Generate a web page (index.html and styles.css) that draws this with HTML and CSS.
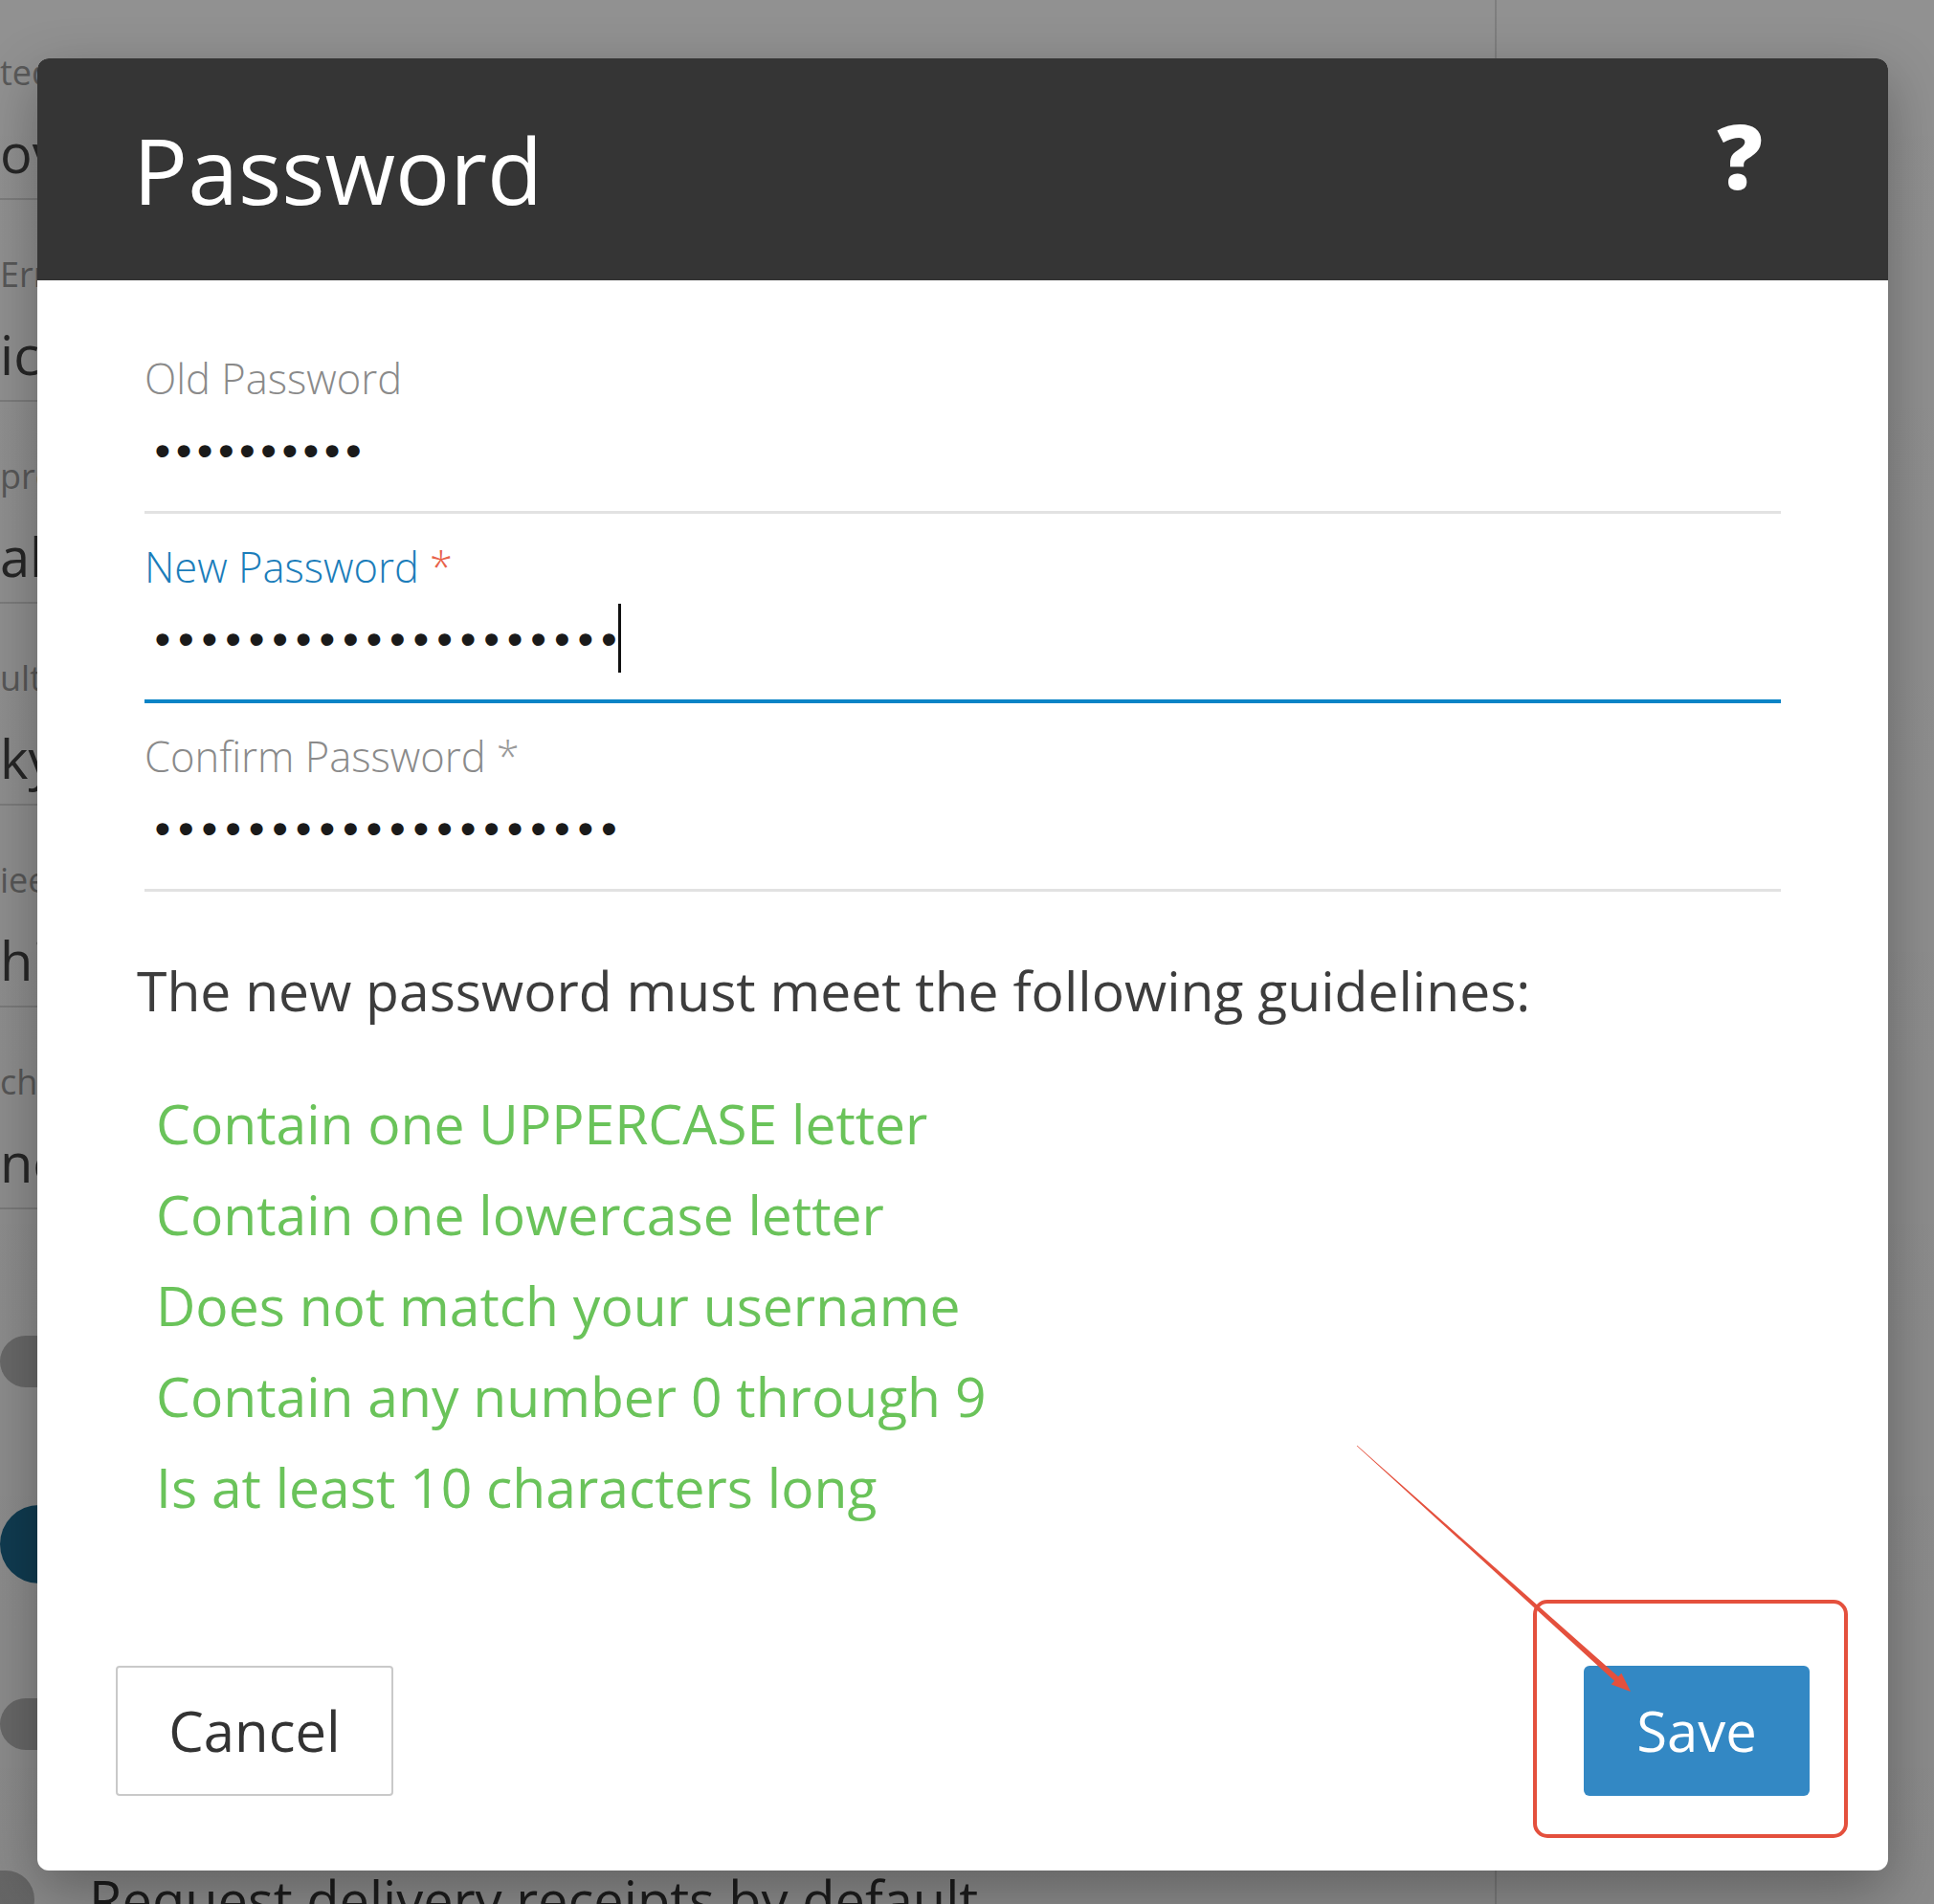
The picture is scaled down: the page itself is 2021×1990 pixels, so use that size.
FILE: index.html
```html
<!DOCTYPE html>
<html lang="en">
<head>
<meta charset="utf-8">
<title>Password</title>
<link rel="stylesheet" href="styles.css">
</head>
<body>
<div class="page">
  <main class="settings">
    <div class="setting"><div class="setting-label">ted th</div><div class="setting-value">ove</div></div>
    <div class="setting"><div class="setting-label">Err</div><div class="setting-value">ico</div></div>
    <div class="setting"><div class="setting-label">pre</div><div class="setting-value">alw</div></div>
    <div class="setting"><div class="setting-label">ult</div><div class="setting-value">kyo</div></div>
    <div class="setting"><div class="setting-label">iee</div><div class="setting-value">hig</div></div>
    <div class="setting"><div class="setting-label">che</div><div class="setting-value">nev</div></div>
    <div class="options">
      <div class="option option-a"><span class="toggle"></span></div>
      <div class="option option-b"><span class="toggle toggle-on"></span></div>
      <div class="option option-c"><span class="toggle"></span></div>
      <div class="option option-d"><span class="toggle toggle-small"></span><span class="option-text">Request delivery receipts by default</span></div>
    </div>
  </main>
  <div class="gap"></div>
  <aside class="aside"></aside>
</div>
<div class="overlay"></div>

<section class="dialog" role="dialog" aria-label="Password">
  <header class="dialog-head">
    <h1 class="dialog-title">Password</h1>
    <span class="dialog-help">?</span>
  </header>
  <div class="dialog-body">
    <div class="field">
      <label class="field-label">Old Password</label>
      <div class="field-value"><span class="dots dots-old">••••••••••</span></div>
    </div>
    <div class="field field-focus">
      <label class="field-label">New Password <span class="req">*</span></label>
      <div class="field-value"><span class="dots">••••••••••••••••••••</span><span class="caret"></span></div>
    </div>
    <div class="field">
      <label class="field-label">Confirm Password <span class="req req-muted">*</span></label>
      <div class="field-value"><span class="dots">••••••••••••••••••••</span></div>
    </div>
    <p class="guide-intro">The new password must meet the following guidelines:</p>
    <ul class="rules">
      <li>Contain one UPPERCASE letter</li>
      <li>Contain one lowercase letter</li>
      <li>Does not match your username</li>
      <li>Contain any number 0 through 9</li>
      <li>Is at least 10 characters long</li>
    </ul>
  </div>
  <footer class="dialog-foot">
    <button class="btn btn-cancel" type="button">Cancel</button>
    <button class="btn btn-save" type="button">Save</button>
  </footer>
</section>

<svg class="annotation" viewBox="0 0 2021 1990" width="2021" height="1990" aria-hidden="true">
  <rect x="1604" y="1674" width="325" height="245" rx="13" ry="13" fill="none" stroke="#e4503d" stroke-width="4"/>
  <polygon points="1417.8,1511.2 1688.6,1758.2 1692.6,1753.8 1418.2,1510.8" fill="#e4503d"/>
  <polygon points="1704,1768 1683.7,1760.6 1694.4,1748.7" fill="#e4503d"/>
</svg>
</body>
</html>
```

FILE: styles.css
```css
html, body {
  margin: 0;
  padding: 0;
}

body {
  width: 2021px;
  height: 1990px;
  overflow: hidden;
  position: relative;
  background: #ffffff;
  font-family: "Open Sans", "Noto Sans", sans-serif;
}

/* ---------- underlying page ---------- */
.page {
  display: grid;
  grid-template-columns: 140px 1422px 1fr;
  height: 100%;
}

.settings {
  margin-top: -2px;
}

.setting {
  height: 211px;
  box-sizing: border-box;
  padding-top: 56px;
  border-bottom: 2px solid #dcdcdc;
  white-space: nowrap;
}

.setting-label {
  font-size: 36px;
  line-height: 44px;
  color: #9c9c9c;
}

.setting-value {
  margin-top: 26px;
  font-size: 56px;
  line-height: 70px;
  color: #444444;
}

.options {
  display: flex;
  flex-direction: column;
}

.option {
  display: flex;
  align-items: center;
  gap: 57px;
}

.option-a { margin-top: 132px; }
.option-b { margin-top: 123px; }
.option-c { margin-top: 120px; }
.option-d { margin-top: 118px; }

.toggle {
  display: block;
  flex: none;
  width: 120px;
  height: 54px;
  border-radius: 27px;
  background: #bdbdbd;
}

.toggle-on {
  height: 82px;
  border-radius: 41px;
  background: #1d6c92;
}

.toggle-small {
  width: 36px;
  height: 60px;
  border-radius: 0 30px 30px 0;
}

.option-text {
  font-size: 56px;
  line-height: 76px;
  color: #333333;
  white-space: nowrap;
}

.aside {
  border-left: 2px solid #dedede;
}

.overlay {
  position: absolute;
  inset: 0;
  background: linear-gradient(rgba(0, 0, 0, 0.43), rgba(0, 0, 0, 0.46));
}

/* ---------- dialog ---------- */
.dialog {
  position: absolute;
  left: 39px;
  top: 61px;
  width: 1934px;
  height: 1894px;
  display: flex;
  flex-direction: column;
  background: #ffffff;
  border-radius: 12px;
  overflow: hidden;
  box-shadow: 0 20px 60px rgba(0, 0, 0, 0.3);
}

.dialog-head {
  flex: none;
  height: 232px;
  box-sizing: border-box;
  display: flex;
  align-items: center;
  justify-content: space-between;
  padding: 0 131px 0 100px;
  background: #353535;
}

.dialog-title {
  margin: 0;
  font-size: 95px;
  font-weight: 400;
  line-height: 1;
  color: #ffffff;
}

.dialog-help {
  align-self: flex-start;
  margin-top: 54px;
  font-size: 94px;
  font-weight: 800;
  line-height: 1;
  color: #ffffff;
}

.dialog-body {
  flex: 1;
  padding: 78px 104px 0;
}

.field {
  margin: 0 8px;
  padding-bottom: 15px;
  border-bottom: 3px solid #e2e2e2;
}

.field + .field {
  margin-top: 31px;
}

.field-label {
  display: block;
  font-size: 43.5px;
  line-height: 50px;
  font-weight: 300;
  color: #8a8a8a;
}

.field-focus {
  border-bottom: 4px solid #0a84c6;
}

.field-focus .field-label {
  color: #1b7dba;
}

.req {
  color: #e8624a;
}

.req-muted {
  color: #9a9a9a;
}

.field-value {
  height: 98px;
  display: flex;
  align-items: center;
}

.dots {
  padding-left: 11px;
  font-family: "Liberation Sans", Arial, sans-serif;
  font-size: 45px;
  font-weight: 700;
  line-height: 1;
  letter-spacing: 8.8px;
  color: #1a1a1a;
}

.dots-old {
  letter-spacing: 6.4px;
}

.caret {
  display: block;
  width: 3px;
  height: 72px;
  margin-left: -7px;
  background: #111111;
}

.guide-intro {
  margin: 65px 0 0;
  font-size: 57px;
  line-height: 76px;
  color: #3d3d3d;
}

.rules {
  margin: 54px 0 0;
  padding: 0 0 0 20px;
  list-style: none;
  font-size: 57px;
  line-height: 95px;
  color: #6ac35a;
}

.dialog-foot {
  flex: none;
  display: flex;
  justify-content: space-between;
  align-items: flex-end;
  padding: 0 82px 78px;
}

.btn {
  height: 136px;
  box-sizing: border-box;
  font-family: inherit;
  font-size: 58px;
  line-height: 1;
  padding: 0;
  cursor: pointer;
}

.btn-cancel {
  width: 290px;
  border: 2px solid #c9c9c9;
  border-radius: 4px;
  background: #ffffff;
  color: #333333;
}

.btn-save {
  width: 236px;
  border: 0;
  border-radius: 6px;
  background: #3388c4;
  color: #ffffff;
}

/* ---------- screenshot annotation ---------- */
.annotation {
  position: absolute;
  left: 0;
  top: 0;
  pointer-events: none;
}
```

*Challenge*
Omit the pictures and give the material again, exactly and in full.

*Correct answer*
Generate a web page (index.html and styles.css) that draws this with HTML and CSS.
The picture is scaled down: the page itself is 2021×1990 pixels, so use that size.
FILE: index.html
```html
<!DOCTYPE html>
<html lang="en">
<head>
<meta charset="utf-8">
<title>Password</title>
<link rel="stylesheet" href="styles.css">
</head>
<body>
<div class="page">
  <main class="settings">
    <div class="setting"><div class="setting-label">ted th</div><div class="setting-value">ove</div></div>
    <div class="setting"><div class="setting-label">Err</div><div class="setting-value">ico</div></div>
    <div class="setting"><div class="setting-label">pre</div><div class="setting-value">alw</div></div>
    <div class="setting"><div class="setting-label">ult</div><div class="setting-value">kyo</div></div>
    <div class="setting"><div class="setting-label">iee</div><div class="setting-value">hig</div></div>
    <div class="setting"><div class="setting-label">che</div><div class="setting-value">nev</div></div>
    <div class="options">
      <div class="option option-a"><span class="toggle"></span></div>
      <div class="option option-b"><span class="toggle toggle-on"></span></div>
      <div class="option option-c"><span class="toggle"></span></div>
      <div class="option option-d"><span class="toggle toggle-small"></span><span class="option-text">Request delivery receipts by default</span></div>
    </div>
  </main>
  <div class="gap"></div>
  <aside class="aside"></aside>
</div>
<div class="overlay"></div>

<section class="dialog" role="dialog" aria-label="Password">
  <header class="dialog-head">
    <h1 class="dialog-title">Password</h1>
    <span class="dialog-help">?</span>
  </header>
  <div class="dialog-body">
    <div class="field">
      <label class="field-label">Old Password</label>
      <div class="field-value"><span class="dots dots-old">••••••••••</span></div>
    </div>
    <div class="field field-focus">
      <label class="field-label">New Password <span class="req">*</span></label>
      <div class="field-value"><span class="dots">••••••••••••••••••••</span><span class="caret"></span></div>
    </div>
    <div class="field">
      <label class="field-label">Confirm Password <span class="req req-muted">*</span></label>
      <div class="field-value"><span class="dots">••••••••••••••••••••</span></div>
    </div>
    <p class="guide-intro">The new password must meet the following guidelines:</p>
    <ul class="rules">
      <li>Contain one UPPERCASE letter</li>
      <li>Contain one lowercase letter</li>
      <li>Does not match your username</li>
      <li>Contain any number 0 through 9</li>
      <li>Is at least 10 characters long</li>
    </ul>
  </div>
  <footer class="dialog-foot">
    <button class="btn btn-cancel" type="button">Cancel</button>
    <button class="btn btn-save" type="button">Save</button>
  </footer>
</section>

<svg class="annotation" viewBox="0 0 2021 1990" width="2021" height="1990" aria-hidden="true">
  <rect x="1604" y="1674" width="325" height="245" rx="13" ry="13" fill="none" stroke="#e4503d" stroke-width="4"/>
  <polygon points="1417.8,1511.2 1688.6,1758.2 1692.6,1753.8 1418.2,1510.8" fill="#e4503d"/>
  <polygon points="1704,1768 1683.7,1760.6 1694.4,1748.7" fill="#e4503d"/>
</svg>
</body>
</html>
```

FILE: styles.css
```css
html, body {
  margin: 0;
  padding: 0;
}

body {
  width: 2021px;
  height: 1990px;
  overflow: hidden;
  position: relative;
  background: #ffffff;
  font-family: "Open Sans", "Noto Sans", sans-serif;
}

/* ---------- underlying page ---------- */
.page {
  display: grid;
  grid-template-columns: 140px 1422px 1fr;
  height: 100%;
}

.settings {
  margin-top: -2px;
}

.setting {
  height: 211px;
  box-sizing: border-box;
  padding-top: 56px;
  border-bottom: 2px solid #dcdcdc;
  white-space: nowrap;
}

.setting-label {
  font-size: 36px;
  line-height: 44px;
  color: #9c9c9c;
}

.setting-value {
  margin-top: 26px;
  font-size: 56px;
  line-height: 70px;
  color: #444444;
}

.options {
  display: flex;
  flex-direction: column;
}

.option {
  display: flex;
  align-items: center;
  gap: 57px;
}

.option-a { margin-top: 132px; }
.option-b { margin-top: 123px; }
.option-c { margin-top: 120px; }
.option-d { margin-top: 118px; }

.toggle {
  display: block;
  flex: none;
  width: 120px;
  height: 54px;
  border-radius: 27px;
  background: #bdbdbd;
}

.toggle-on {
  height: 82px;
  border-radius: 41px;
  background: #1d6c92;
}

.toggle-small {
  width: 36px;
  height: 60px;
  border-radius: 0 30px 30px 0;
}

.option-text {
  font-size: 56px;
  line-height: 76px;
  color: #333333;
  white-space: nowrap;
}

.aside {
  border-left: 2px solid #dedede;
}

.overlay {
  position: absolute;
  inset: 0;
  background: linear-gradient(rgba(0, 0, 0, 0.43), rgba(0, 0, 0, 0.46));
}

/* ---------- dialog ---------- */
.dialog {
  position: absolute;
  left: 39px;
  top: 61px;
  width: 1934px;
  height: 1894px;
  display: flex;
  flex-direction: column;
  background: #ffffff;
  border-radius: 12px;
  overflow: hidden;
  box-shadow: 0 20px 60px rgba(0, 0, 0, 0.3);
}

.dialog-head {
  flex: none;
  height: 232px;
  box-sizing: border-box;
  display: flex;
  align-items: center;
  justify-content: space-between;
  padding: 0 131px 0 100px;
  background: #353535;
}

.dialog-title {
  margin: 0;
  font-size: 95px;
  font-weight: 400;
  line-height: 1;
  color: #ffffff;
}

.dialog-help {
  align-self: flex-start;
  margin-top: 54px;
  font-size: 94px;
  font-weight: 800;
  line-height: 1;
  color: #ffffff;
}

.dialog-body {
  flex: 1;
  padding: 78px 104px 0;
}

.field {
  margin: 0 8px;
  padding-bottom: 15px;
  border-bottom: 3px solid #e2e2e2;
}

.field + .field {
  margin-top: 31px;
}

.field-label {
  display: block;
  font-size: 43.5px;
  line-height: 50px;
  font-weight: 300;
  color: #8a8a8a;
}

.field-focus {
  border-bottom: 4px solid #0a84c6;
}

.field-focus .field-label {
  color: #1b7dba;
}

.req {
  color: #e8624a;
}

.req-muted {
  color: #9a9a9a;
}

.field-value {
  height: 98px;
  display: flex;
  align-items: center;
}

.dots {
  padding-left: 11px;
  font-family: "Liberation Sans", Arial, sans-serif;
  font-size: 45px;
  font-weight: 700;
  line-height: 1;
  letter-spacing: 8.8px;
  color: #1a1a1a;
}

.dots-old {
  letter-spacing: 6.4px;
}

.caret {
  display: block;
  width: 3px;
  height: 72px;
  margin-left: -7px;
  background: #111111;
}

.guide-intro {
  margin: 65px 0 0;
  font-size: 57px;
  line-height: 76px;
  color: #3d3d3d;
}

.rules {
  margin: 54px 0 0;
  padding: 0 0 0 20px;
  list-style: none;
  font-size: 57px;
  line-height: 95px;
  color: #6ac35a;
}

.dialog-foot {
  flex: none;
  display: flex;
  justify-content: space-between;
  align-items: flex-end;
  padding: 0 82px 78px;
}

.btn {
  height: 136px;
  box-sizing: border-box;
  font-family: inherit;
  font-size: 58px;
  line-height: 1;
  padding: 0;
  cursor: pointer;
}

.btn-cancel {
  width: 290px;
  border: 2px solid #c9c9c9;
  border-radius: 4px;
  background: #ffffff;
  color: #333333;
}

.btn-save {
  width: 236px;
  border: 0;
  border-radius: 6px;
  background: #3388c4;
  color: #ffffff;
}

/* ---------- screenshot annotation ---------- */
.annotation {
  position: absolute;
  left: 0;
  top: 0;
  pointer-events: none;
}
```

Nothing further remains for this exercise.